I believe that location was at NAS Agana. While I was stationed there in 69-70, we were unable to do a compass swing on the ground so we had to do it inflight using the sextant. We were told that the reason was that many aircraft were bulldozed under nearby, making the compass rose unuseable.
The Hellcat was found in Lake Michigan but this one came in low and slow and lost lift landed on the carrier deck and went over the side. I must have missed something. What carrier was in Lake Michigan at the time and how did it get there? I know there was a sub base there called Great Lakes which is still there today and subs could sail a canal that paralleled the Saint Lawrence River. Was this deep enough to take a deep draft ship like an aircraft carrier and if so how did it get into Lake Michigan?
The carriers were two former excusion ships, the Greater Buffalo, and the Seeandbee, which were sliced off at the main deck, and had flight decks built upon them. There were used only for Carrier Qualifications, and had the rather nice advantage that they sea they sailed was almost 100% U-Boat free, and those that were there, were ours, heading from Manitowoc, WI, where they were built, to the Chicago Sanitary Canal, the Illinois River, the Mississippi, and eventually, the Gulf.

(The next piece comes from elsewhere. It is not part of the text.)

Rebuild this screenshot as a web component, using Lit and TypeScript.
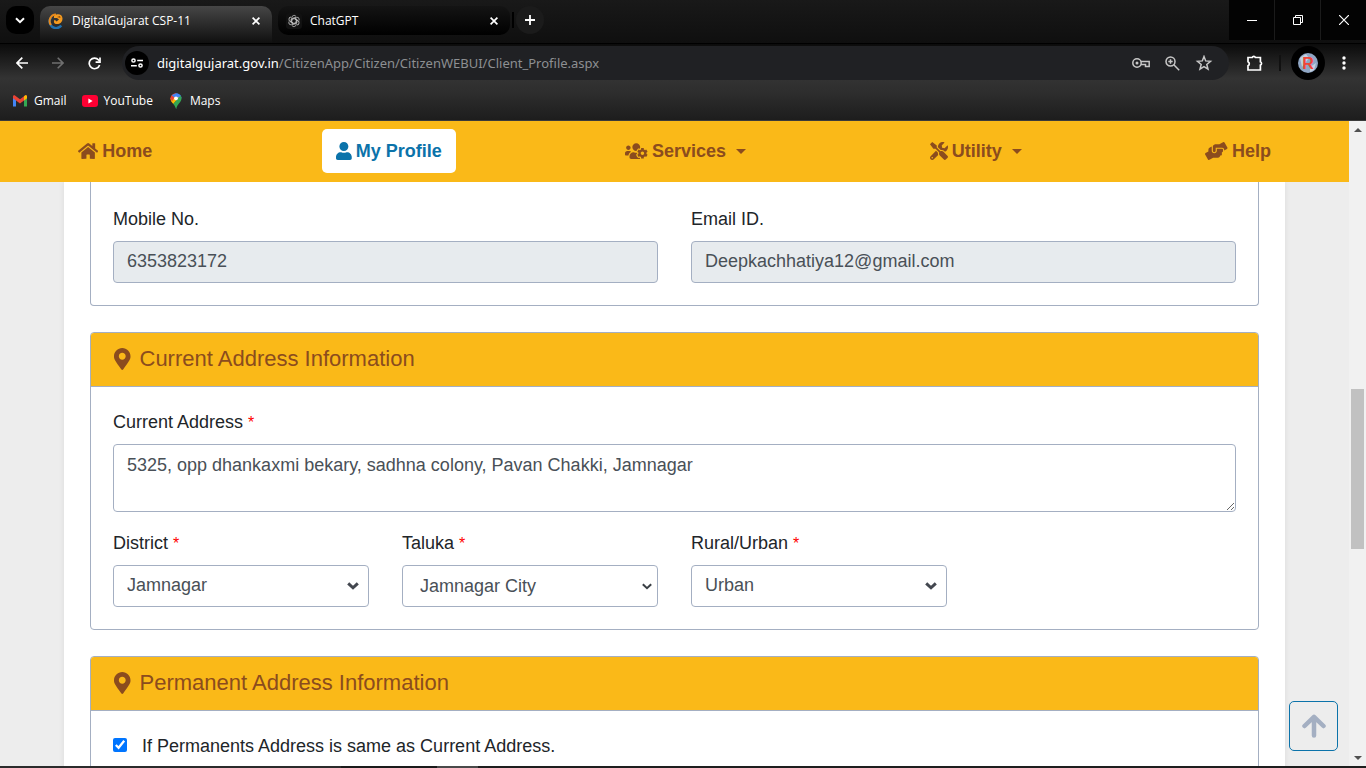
import { LitElement, html, svg, css } from "lit";
import { customElement, property } from "lit/decorators.js";

const FA = {
  home: { w: 576, d: "M280.37 148.26L96 300.11V464a16 16 0 0 0 16 16l112.06-.29a16 16 0 0 0 15.92-16V368a16 16 0 0 1 16-16h64a16 16 0 0 1 16 16v95.64a16 16 0 0 0 16 16.05L464 480a16 16 0 0 0 16-16V300L295.67 148.26a12.19 12.19 0 0 0-15.3 0zM571.6 251.47L488 182.56V44.05a12 12 0 0 0-12-12h-56a12 12 0 0 0-12 12v72.61L318.47 43a48 48 0 0 0-61 0L4.34 251.47a12 12 0 0 0-1.6 16.9l25.5 31A12 12 0 0 0 45.15 301l235.22-193.74a12.19 12.19 0 0 1 15.3 0L530.9 301a12 12 0 0 0 16.9-1.6l25.5-31a12 12 0 0 0-1.7-16.93z" },
  user: { w: 448, d: "M224 256c70.7 0 128-57.3 128-128S294.7 0 224 0 96 57.3 96 128s57.3 128 128 128zm89.6 32h-16.7c-22.2 10.2-46.9 16-72.9 16s-50.6-5.8-72.9-16h-16.7C60.2 288 0 348.2 0 422.4V464c0 26.5 21.5 48 48 48h352c26.5 0 48-21.5 48-48v-41.6c0-74.2-60.2-134.4-134.4-134.4z" },
  usersCog: { w: 640, d: "M610.5 341.3c2.6-14.1 2.6-28.5 0-42.6l25.8-14.9c3-1.7 4.3-5.2 3.3-8.5-6.7-21.6-18.2-41.2-33.2-57.4-2.3-2.5-6-3.1-9-1.4l-25.8 14.9c-10.9-9.3-23.4-16.5-36.9-21.3v-29.8c0-3.4-2.4-6.4-5.7-7.1-22.3-5-45-4.8-66.2 0-3.3.7-5.7 3.7-5.7 7.1v29.8c-13.5 4.8-26 12-36.9 21.3l-25.8-14.9c-2.9-1.7-6.7-1.1-9 1.4-15 16.2-26.5 35.8-33.2 57.4-1 3.3.4 6.8 3.3 8.5l25.8 14.9c-2.6 14.1-2.6 28.5 0 42.6l-25.8 14.9c-3 1.7-4.3 5.2-3.3 8.5 6.7 21.6 18.2 41.1 33.2 57.4 2.3 2.5 6 3.1 9 1.4l25.8-14.9c10.9 9.3 23.4 16.5 36.9 21.3v29.8c0 3.4 2.4 6.4 5.7 7.1 22.3 5 45 4.8 66.2 0 3.3-.7 5.7-3.7 5.7-7.1v-29.8c13.5-4.8 26-12 36.9-21.3l25.8 14.9c2.9 1.7 6.7 1.1 9-1.4 15-16.2 26.5-35.8 33.2-57.4 1-3.3-.4-6.8-3.3-8.5l-25.8-14.9zM496 368.5c-26.8 0-48.5-21.8-48.5-48.5s21.8-48.5 48.5-48.5 48.5 21.8 48.5 48.5-21.7 48.5-48.5 48.5zM96 224c35.3 0 64-28.7 64-64s-28.7-64-64-64-64 28.7-64 64 28.7 64 64 64zm224 32c1.9 0 3.7-.5 5.6-.6 8.3-21.7 20.5-42.1 36.3-59.2 7.4-8 17.9-12.6 28.9-12.6 6.9 0 13.7 1.8 19.6 5.3l7.9 4.6c.8-.5 1.6-.9 2.4-1.4 7-14.6 11.2-30.8 11.2-48 0-61.9-50.1-112-112-112S208 82.1 208 144c0 61.9 50.1 112 112 112zm105.2 194.5c-2.3-1.2-4.6-2.6-6.8-3.9-8.2 4.8-15.3 9.8-27.5 9.8-10.9 0-21.4-4.6-28.9-12.6-18.3-19.8-32.3-43.9-40.2-69.6-10.7-34.5 24.9-49.7 25.8-50.3-.1-2.6-.1-5.2 0-7.8l-7.9-4.6c-3.8-2.2-7-5-9.8-8.1-3.3.2-6.5.6-9.8.6-24.6 0-47.6-6-68.5-16h-8.3C179.6 288 128 339.6 128 403.2V432c0 26.5 21.5 48 48 48h255.4c-3.7-6-6.2-12.8-6.2-20.3v-9.2zM173.1 274.6C161.5 263.1 145.6 256 128 256H64c-35.3 0-64 28.7-64 64v32c0 17.7 14.3 32 32 32h65.9c6.3-47.4 34.9-87.3 75.2-109.4z" },
  tools: { w: 512, d: "M501.1 395.7L384 278.6c-23.1-23.1-57.6-27.6-85.4-13.9L192 158.1V96L64 0 0 64l96 128h62.1l106.6 106.6c-13.6 27.8-9.2 62.3 13.9 85.4l117.1 117.1c14.6 14.6 38.2 14.6 52.7 0l52.7-52.7c14.5-14.6 14.5-38.2 0-52.7zM331.7 225c28.3 0 54.9 11 74.9 31l19.4 19.4c15.8-6.9 30.8-16.5 43.8-29.5 37.1-37.1 49.7-89.3 37.9-136.7-2.2-9-13.5-12.1-20.1-5.5l-74.4 74.4-67.9-11.3L334 98.9l74.4-74.4c6.6-6.6 3.4-17.9-5.7-20.2-47.4-11.7-99.6.9-136.6 37.9-28.5 28.5-41.9 66.1-41.2 103.6l82.1 82.1c8.1-1.9 16.5-2.9 24.7-2.9zm-103.9 82l-56.7-56.7L18.7 402.8c-25 25-25 65.5 0 90.5s65.5 25 90.5 0l123.6-123.6c-7.6-19.9-9.9-41.6-5-62.7zM64 472c-13.2 0-24-10.8-24-24 0-13.3 10.7-24 24-24s24 10.7 24 24c0 13.2-10.7 24-24 24z" },
  hands: { w: 640, d: "M488 192H336v56c0 39.7-32.3 72-72 72s-72-32.3-72-72V126.4l-64.9 39C107.8 176.9 96 197.8 96 220.2v47.3l-80 46.2C.7 322.5-4.6 342.1 4.3 357.4l80 138.6c8.8 15.3 28.4 20.5 43.7 11.7L231.4 448H368c35.3 0 64-28.7 64-64h16c17.7 0 32-14.3 32-32v-64h8c13.3 0 24-10.7 24-24v-48c0-13.3-10.7-24-24-24zm147.7-37.4L555.7 16C546.9.7 527.3-4.5 512 4.3L408.6 64H306.4c-12 0-23.7 3.4-33.9 9.7L239 94.6c-9.4 5.8-15 16.1-15 27.1V248c0 22.1 17.9 40 40 40s40-17.9 40-40v-88h184c30.9 0 56 25.1 56 56v28.5l80-46.2c15.3-8.9 20.5-28.4 11.7-43.7z" },
  pin: { w: 384, d: "M172.268 501.67C26.97 291.031 0 269.413 0 192 0 85.961 85.961 0 192 0s192 85.961 192 192c0 77.413-26.97 99.031-172.268 309.67-9.535 13.774-29.93 13.773-39.464 0zM192 272c44.183 0 80-35.817 80-80s-35.817-80-80-80-80 35.817-80 80 35.817 80 80 80z" },
};

const solid = (name: keyof typeof FA, size: number) => html`<svg
  width=${(FA[name].w / 512) * size} height=${size} viewBox="0 0 ${FA[name].w} 512" fill="currentColor" aria-hidden="true">
  ${svg`<path d=${FA[name].d}></path>`}</svg>`;

const closeGlyph = html`<svg width="8" height="8" viewBox="0 0 8 8" fill="none" stroke="currentColor" stroke-width="1.7"><path d="M.6.6l6.800 6.800M7.400.6L.6 7.400"/></svg>`;

@customElement("browser-chrome")
export class BrowserChrome extends LitElement {
  static styles = css`
    :host { display: block; color: #fff; font: 12px/16px "Open Sans", "Noto Sans", sans-serif; }
    button { border: 0; padding: 0; margin: 0; background: none; color: inherit; font: inherit; display: flex; align-items: center; justify-content: center; }
    svg { display: block; flex: none; }
    a { color: inherit; text-decoration: none; }
    .tabs { display: flex; height: 43px; background: linear-gradient(#191919, #0f0f0f); align-items: flex-start; }
    .search { width: 28px; height: 28px; margin: 6px 6px 0; border-radius: 10px; background: #000; }
    .tab { display: flex; align-items: center; width: 232px; box-sizing: border-box; padding: 0 11px 0 8px; }
    .tab.active { height: 37px; margin-top: 6px; padding-bottom: 8px; border-radius: 10px 10px 0 0; background: linear-gradient(#464646, #101010); }
    .tab.idle { height: 29px; margin: 6px 0 0 6px; border-radius: 10px; background: linear-gradient(#141414, #000); }
    .title { flex: 1; justify-content: flex-start; gap: 8px; }
    .close { width: 10px; height: 16px; }
    .bar { width: 2px; height: 16px; margin: 12px 2px 0; background: #000; }
    .new { width: 28px; height: 28px; margin-top: 6px; border-radius: 14px; background: #1b1b1b; }
    .window { display: flex; gap: 1px; margin-left: auto; background: #1b1b1b; }
    .window button { width: 45px; height: 40px; background: #030303; }
    .lower { border-top: 1px solid #000; background: linear-gradient(#0b0b0b, #333 45%, #2d2d2d 65%, #1d1d1d); border-bottom: 1px solid #3a3a3a; }
    .toolbar { display: flex; align-items: center; height: 36px; padding: 1px 14px 0; }
    .nav { display: flex; gap: 20px; padding: 0 20px 0 0; }
    .nav button { width: 16px; height: 16px; }
    .omni { flex: 1; display: flex; align-items: center; height: 34px; border-radius: 17px; background: #202124; box-sizing: border-box; padding: 0 16px 0 3px; }
    .site { width: 24px; height: 24px; border-radius: 12px; background: #000; }
    .url { flex: 1; margin-left: 8px; font-family: "Noto Sans", sans-serif; font-size: 13px; color: #8d8f92; white-space: nowrap; }
    .url b { font-weight: 400; color: #fff; }
    .inside { display: flex; gap: 15px; color: #c7c7c7; }
    .ext { margin-left: 17px; width: 18px; height: 18px; }
    .sep { width: 2px; height: 16px; margin: 0 10px 0 15px; background: #111; }
    .avatar { width: 34px; height: 34px; border-radius: 17px; background: #000; }
    .menu { width: 6px; height: 18px; margin: 0 5px 0 16px; }
    .marks { display: flex; height: 39px; align-items: center; gap: 15px; padding: 0 12px; }
    .marks a { display: flex; align-items: center; gap: 6px; }
  `;

  render() {
    return html`
      <div class="tabs">
        <button class="search" aria-label="Search tabs"><svg width="10" height="7" viewBox="0 0 10 7" fill="none" stroke="#fff" stroke-width="2"><path d="M1 1.2l4 4 4-4"/></svg></button>
        <div class="tab active">
          <button class="title">
            <svg width="16" height="16" viewBox="0 0 16 16" fill="none">
              <path d="M3 4.500A6.300 6.300 0 0 0 13.300 12.600" stroke="#1f6fae" stroke-width="2.400"/>
              <path d="M3 12A6.500 6.500 0 0 1 8 1.500" stroke="#e98a1c" stroke-width="2"/>
              <path d="M6 3C9 0 14.500 1 14.500 5.500C14.500 9.500 11.500 11.500 8 11C5.500 10.500 5.500 8 6.800 6.800L8.500 8.500L11 6.500L9 5L6 5Z" fill="#f39a1f"/>
              <path d="M9 4l3-1 .5 2z" fill="#8a4a12"/>
            </svg>
            DigitalGujarat CSP-11
          </button>
          <button class="close" aria-label="Close tab">${closeGlyph}</button>
        </div>
        <div class="tab idle">
          <button class="title">
            <svg width="16" height="16" viewBox="0 0 16 16" fill="none" stroke="#b9b9b9" stroke-width="0.900">
              <rect x="0" y="0" width="16" height="16" rx="3" fill="#111" stroke="none"/>
              ${[0, 60, 120, 180, 240, 300].map((a) => svg`<path transform="rotate(${a} 8 8)" d="M5.800 8.200V4.700a2.300 2.300 0 0 1 4.100-1.400M5.800 6.700l2.800-1.700 2.500 1.500"/>`)}
            </svg>
            ChatGPT
          </button>
          <button class="close" aria-label="Close tab">${closeGlyph}</button>
        </div>
        <span class="bar"></span>
        <button class="new" aria-label="New tab"><svg width="10" height="10" viewBox="0 0 10 10" stroke="#fff" stroke-width="1.800"><path d="M5 0v10M0 5h10"/></svg></button>
        <div class="window">
          <button aria-label="Minimize"><svg width="10" height="10" viewBox="0 0 10 10"><path d="M0 5h10v1H0z" fill="#fff"/></svg></button>
          <button aria-label="Restore"><svg width="10" height="10" viewBox="0 0 10 10" fill="none" stroke="#fff"><path d="M.5 2.500h7v7h-7zM2.500 2.500v-2h7v7h-2"/></svg></button>
          <button aria-label="Close"><svg width="10" height="10" viewBox="0 0 10 10" stroke="#fff" stroke-width="1.200"><path d="M0 0l10 10M10 0L0 10"/></svg></button>
        </div>
      </div>
      <div class="lower">
        <div class="toolbar">
          <div class="nav">
            <button aria-label="Back"><svg width="12" height="12" viewBox="0 0 12 12" fill="none" stroke="#fff" stroke-width="1.700"><path d="M12 6H1M6.300.7L1 6l5.300 5.300"/></svg></button>
            <button aria-label="Forward"><svg width="12" height="12" viewBox="0 0 12 12" fill="none" stroke="#6f6f6f" stroke-width="1.600"><path d="M0 6h11M5.700.7L11 6l-5.300 5.300"/></svg></button>
            <button aria-label="Reload"><svg width="13" height="13" viewBox="0 0 13 13" fill="none" stroke="#fff" stroke-width="1.700"><path d="M11.600 8A5.300 5.300 0 1 1 10.600 3L11.500 4"/><path d="M12 .6v4.500H7.600"/></svg></button>
          </div>
          <div class="omni">
            <button class="site" aria-label="Site information"><svg width="12" height="10" viewBox="0 0 12 10" fill="none" stroke="#fff" stroke-width="1.500"><circle cx="2.500" cy="2.500" r="1.600"/><path d="M6.200 2.500H12M0 7.800h5.800"/><circle cx="9.500" cy="7.500" r="1.600"/></svg></button>
            <div class="url"><b>digitalgujarat.gov.in</b>/CitizenApp/Citizen/CitizenWEBUI/Client_Profile.aspx</div>
            <div class="inside">
              <button aria-label="Passwords"><svg width="18" height="12" viewBox="0 0 18 12" fill="none" stroke="currentColor" stroke-width="1.500"><circle cx="5" cy="6" r="4.200"/><path d="M9 4.500h8.200v5H13.500V7.500H9"/><circle cx="5" cy="6" r="1.500" fill="currentColor" stroke="none"/></svg></button>
              <button aria-label="Zoom"><svg width="15" height="15" viewBox="0 0 15 15" fill="none" stroke="currentColor" stroke-width="1.500"><circle cx="5.500" cy="5.500" r="4.500"/><path d="M8.800 8.800l5.400 5.400M5.500 3.300v4.400M3.300 5.500h4.400"/></svg></button>
              <button aria-label="Bookmark"><svg width="18" height="16" viewBox="0 0 18 16" fill="none" stroke="currentColor" stroke-width="1.500"><path d="M9 1.500l1.700 4.400 4.800.4-3.700 3.100 1.200 4.700L9 11.600l-4 2.500 1.200-4.700-3.700-3.100 4.800-.4z"/></svg></button>
            </div>
          </div>
          <button class="ext" aria-label="Extensions"><svg width="18" height="18" viewBox="0 0 18 18" fill="none" stroke="#fff" stroke-width="1.700"><path d="M2 3.500h4.200a1.700 1.700 0 0 1 3.200 0h5v4.300a1.700 1.700 0 0 1 0 3.200v5H2v-4.300a2.200 2.200 0 0 0 0-4z"/></svg></button>
          <span class="sep"></span>
          <button class="avatar" aria-label="Profile">
            <svg width="20" height="20" viewBox="0 0 20 20"><circle cx="10" cy="10" r="10" fill="#8fa6c4"/><path d="M2 5l6-4 3 4-7 9zM12 14l6-4-2 7-4 2z" fill="#c3d0df"/><text x="10" y="16" text-anchor="middle" font-family="Liberation Sans" font-weight="700" font-size="16" fill="#f04437">R</text></svg>
          </button>
          <button class="menu" aria-label="Menu"><svg width="4" height="14" viewBox="0 0 4 14" fill="#fff"><circle cx="2" cy="2" r="1.700"/><circle cx="2" cy="7" r="1.700"/><circle cx="2" cy="12" r="1.700"/></svg></button>
        </div>
        <nav class="marks">
          <a href="#gmail"><svg width="16" height="12" viewBox="0 0 16 12"><path d="M1 1v10.500h3V5z" fill="#4285f4"/><path d="M12 5v6.500h3V1z" fill="#34a853"/><path d="M1 3.200V1.500C1 .4 2.500 0 3.300.7L8 4.200 12.700.7c.8-.7 2.300-.3 2.300.8v1.700L8 8.500z" fill="#ea4335"/><path d="M12 1.200v4.200l3-2.200V1.500C15 .3 13.500 0 12.700.7z" fill="#fbbc04"/></svg>Gmail</a>
          <a href="#youtube"><svg width="16" height="12" viewBox="0 0 16 12"><rect width="16" height="12" rx="3" fill="#f03"/><path d="M6.400 3.500v5l4.200-2.500z" fill="#fff"/></svg>YouTube</a>
          <a href="#maps"><svg width="16" height="16" viewBox="0 0 16 16"><path d="M2.500 5.500C3 2 5.500.3 8 .3L10.500 3 5 9z" fill="#ea4335"/><path d="M4 2L8 .3c3.500 0 5.500 2.500 5.500 5L8 8 3.700 4z" fill="#4285f4"/><path d="M2.500 5.500C2.500 8 4 9.500 5.300 11L11 4.500 4.500 4z" fill="#fbbc04"/><path d="M13.500 5c0 5-4.500 5.500-5.200 11-.5 0-.8-2.500-3-5L12.600 2.500z" fill="#34a853"/><path d="M2.500 5.500c0-1.500.5-2.500 1.200-3.300L6.500 4.500 4 8.500z" fill="#ea4335"/><circle cx="8" cy="5.300" r="1.900" fill="#fff"/></svg>Maps</a>
        </nav>
      </div>
    `;
  }
}

@customElement("info-card")
export class InfoCard extends LitElement {
  @property() heading = "";

  static styles = css`
    :host { display: block; border: 1px solid #a4afc2; border-radius: 4px; overflow: hidden; }
    :host([continued]) { border-top: 0; border-radius: 0 0 4px 4px; }
    h2 { display: flex; align-items: center; gap: 9px; box-sizing: border-box; margin: 0; padding: 0 22px 2px 23px; height: 54px; font-weight: 400; font-size: 22px; line-height: 26px; color: #8b4c1e; background: #fab918; border-bottom: 1px solid #a4afc2; }
    .body { padding: 22px; }
    :host([continued]) .body { padding-top: 24px; }
  `;

  render() {
    return html`${this.heading ? html`<h2>${solid("pin", 22)}<span>${this.heading}</span></h2>` : null}
      <div class="body"><slot></slot></div>`;
  }
}

@customElement("app-root")
export class AppRoot extends LitElement {
  static styles = css`
    :host { display: grid; grid-template-rows: auto minmax(0, 1fr) auto; height: 100vh; overflow: hidden; font: 18px/27px "Liberation Sans", Arial, sans-serif; color: #212529; }
    svg { display: block; flex: none; }
    .view { display: flex; min-height: 0; }
    .page { flex: 1; min-width: 0; position: relative; overflow: hidden; background: #ededed; }
    .menu { position: relative; z-index: 1; display: flex; justify-content: space-between; padding: 8px 64px 9px; background: #fab918; }
    .menu a { display: flex; align-items: center; gap: 4px; height: 44px; padding: 0 14px; border-radius: 5px; font-weight: 700; color: #8b4c1e; text-decoration: none; }
    .menu a.on { background: #fff; color: #0b73aa; }
    .caret { margin-left: 6px; }
    .panel { margin: 0 64px; padding: 0 26px 26px; background: #fff; box-shadow: 0 0 6px rgba(0, 0, 0, 0.08); display: grid; gap: 26px; }
    .grid { display: grid; column-gap: 33px; row-gap: 18px; grid-template-columns: repeat(4, minmax(0, 1fr)); }
    .field { display: grid; gap: 8px; }
    .half { grid-column: span 2; }
    .full { grid-column: 1 / -1; }
    .req { color: #f00; font-size: 16px; line-height: 1; }
    .control { display: block; box-sizing: border-box; width: 100%; height: 42px; margin: 0; padding: 0 13px 2px; border: 1px solid #a4afc2; border-radius: 4px; background: #fff; color: #495057; font: inherit; appearance: none; }
    .control:disabled { background: #e7ebee; opacity: 1; }
    textarea.control { height: 68px; padding: 7px 13px; resize: vertical; }
    .pick { display: grid; align-items: center; }
    .pick > * { grid-area: 1 / 1; }
    .pick svg { justify-self: end; margin-right: 10px; pointer-events: none; }
    .native select { padding: 0 17px; }
    .native svg { margin-right: 6px; }
    .check { display: flex; align-items: flex-start; gap: 15px; }
    .check input { width: 14px; height: 14px; margin: 5px 0 0; flex: none; accent-color: #0075ff; }
    .top { position: absolute; right: 11px; bottom: 15px; width: 49px; height: 50px; padding: 0; display: grid; place-items: center; border: 1px solid #0b73aa; border-radius: 5px; background: #ededed; }
    .scroll { display: flex; flex-direction: column; align-items: center; width: 17px; background: #f1f1f1; }
    .scroll .end { display: grid; place-items: center; width: 17px; height: 17px; }
    .before { flex: 251; }
    .thumb { flex: 160; width: 13px; background: #c1c1c1; }
    .after { flex: 200; }
    .edge { height: 2px; background: linear-gradient(90deg, #2b2b2b 25%, #1a1a1a 25% 32%, #4a4a4a 32% 35%, #1e1e1e 35%); }
  `;

  private chevron(bold: boolean) {
    return bold
      ? html`<svg width="12" height="8" viewBox="0 0 12 8" fill="none" stroke="#43474f" stroke-width="3"><path d="M1.200 1.400L6 5.800l4.800-4.400"/></svg>`
      : html`<svg width="10" height="7" viewBox="0 0 10 7" fill="none" stroke="#3a3f45" stroke-width="2"><path d="M.8 1.200L5 5.200l4.200-4"/></svg>`;
  }

  private select(id: string, label: string, value: string, native = false) {
    return html`<div class="field">
      <label for=${id}>${label} <span class="req">*</span></label>
      <div class="pick ${native ? "native" : ""}">
        <select class="control" id=${id}><option>${value}</option></select>
        ${this.chevron(!native)}
      </div>
    </div>`;
  }

  render() {
    const caret = html`<svg class="caret" width="10" height="5" viewBox="0 0 10 5" fill="currentColor"><path d="M0 0h10L5 5z"/></svg>`;
    return html`
      <browser-chrome></browser-chrome>
      <div class="view">
        <main class="page">
          <nav class="menu">
            <a href="#home">${solid("home", 18)}Home</a>
            <a class="on" href="#profile">${solid("user", 18)}My Profile</a>
            <a href="#services">${solid("usersCog", 18)}Services ${caret}</a>
            <a href="#utility">${solid("tools", 18)}Utility ${caret}</a>
            <a href="#help">${solid("hands", 18)}Help</a>
          </nav>
          <div class="panel">
            <info-card continued>
              <div class="grid">
                <div class="field half"><label for="mobile">Mobile No.</label><input class="control" id="mobile" value="6353823172" disabled /></div>
                <div class="field half"><label for="email">Email ID.</label><input class="control" id="email" value="Deepkachhatiya12@gmail.com" disabled /></div>
              </div>
            </info-card>
            <info-card heading="Current Address Information">
              <div class="grid">
                <div class="field full">
                  <label for="address">Current Address <span class="req">*</span></label>
                  <textarea class="control" id="address" .value=${"5325, opp dhankaxmi bekary, sadhna colony, Pavan Chakki, Jamnagar"}></textarea>
                </div>
                ${this.select("district", "District", "Jamnagar")}
                ${this.select("taluka", "Taluka", "Jamnagar City", true)}
                ${this.select("area", "Rural/Urban", "Urban")}
              </div>
            </info-card>
            <info-card heading="Permanent Address Information">
              <label class="check"><input type="checkbox" checked />If Permanents Address is same as Current Address.</label>
            </info-card>
          </div>
          <button class="top" aria-label="Back to top">
            <svg width="24" height="24" viewBox="0 0 24 24" fill="none" stroke="#a4afc2" stroke-width="4.500" stroke-linecap="round" stroke-linejoin="round"><path d="M12 21.500V3M2.500 12L12 2.800 21.500 12"/></svg>
          </button>
        </main>
        <div class="scroll">
          <span class="end"><svg width="8" height="4" viewBox="0 0 8 4" fill="#505050"><path d="M0 4h8L4 0z"/></svg></span>
          <span class="before"></span><span class="thumb"></span><span class="after"></span>
          <span class="end"><svg width="8" height="4" viewBox="0 0 8 4" fill="#505050"><path d="M0 0h8L4 4z"/></svg></span>
        </div>
      </div>
      <div class="edge"></div>
    `;
  }
}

To my knowlege, the USS SABLE ( ex Greater Buffalo ), and the USS WOLVERINE, ( ex Seeandbee ), were the only coal fired, side wheeler carriers ever made. The SABLE was the first USN CV to have a steel flight deck.As I noted above, Navy Pier in Chicago is named thus, because that is where the carriers docked.
Plane Guard duties were done by USCG patrol boats, I want to say 85 footers, and the planes came from NAS Glenview. One of the pilots to CARQUAL on SABLE was LT(jg) George Herbert Walker Bush.